I remember briefly forgetting all these good things. I remember you restoring them for me. I remember you forgetting. I remember how much it has broken my heart. I remember telling you I’d fight.
I remember all these things, and more. I remember that it’s my negativity that pushed you away. I remember thinking I wasn’t worth someone like you, that I didn’t deserve you. I remember pushing you away. I remember you not coming back to me. I remember you giving up on me. I remember fighting for you – still fighting for you.
I remember telling you I believe you’re the person I want to be with for the rest of my life. I remember telling you I’d wait. I remember how much I love you and how great we are for each other. I remember you forgetting. I remember that I still hope that you will remember.
I remember that I still love you like the first time I told you. I remember that I love you even more than that. I remember telling you all these things. I remember that I will never forget how much I love you.
I remember that I will always be here, waiting for you. I remember every single good thing about us, every positive thing that happened. I remember wishing I wasn’t such a negative person and I remember regretting pushing you away. I remember how much I care for you, every single minute of every single day.
I remember thinking I’m an idiot for holding on but I remember not caring.

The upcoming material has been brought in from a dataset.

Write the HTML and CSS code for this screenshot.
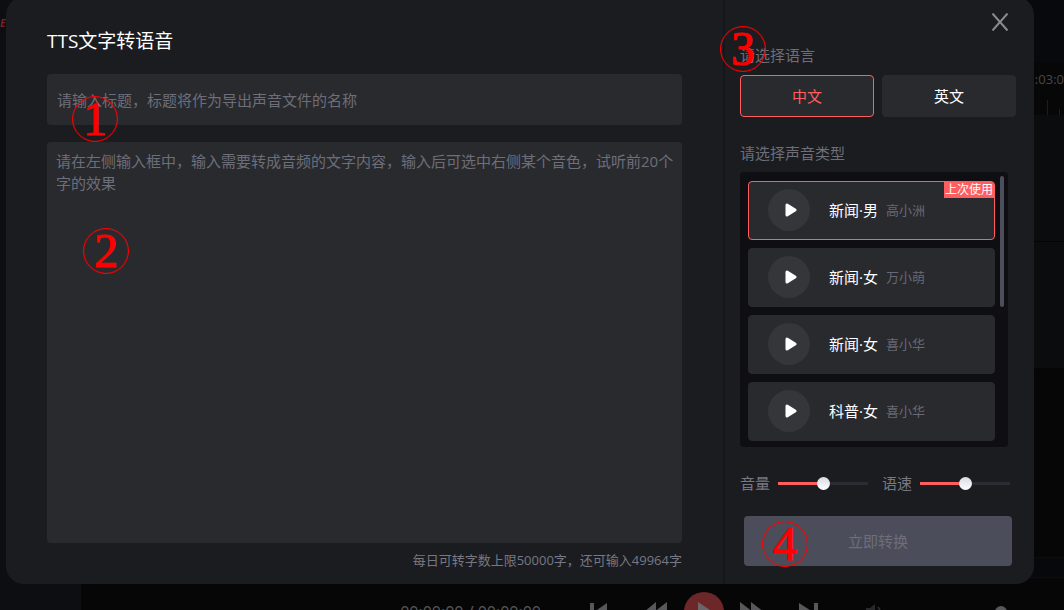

I remember forgetting all of this when you went home. I remember realising how much of an idiot I am for doing that.
I remember how perfect you are.
I remember how you are my whole world. I remember trying to get you to remember. I remember you forgetting how much we mean to each other. I remember you forgetting the real us. I remember forgetting the real us too, but now I remember.
I will always remember how happy you made me. I will always remember that I think we belong with each other. I will always remember regretting what I have done. I will always remember hating every inch of my body for pushing you away and I will always remember how much I love you, and you love me.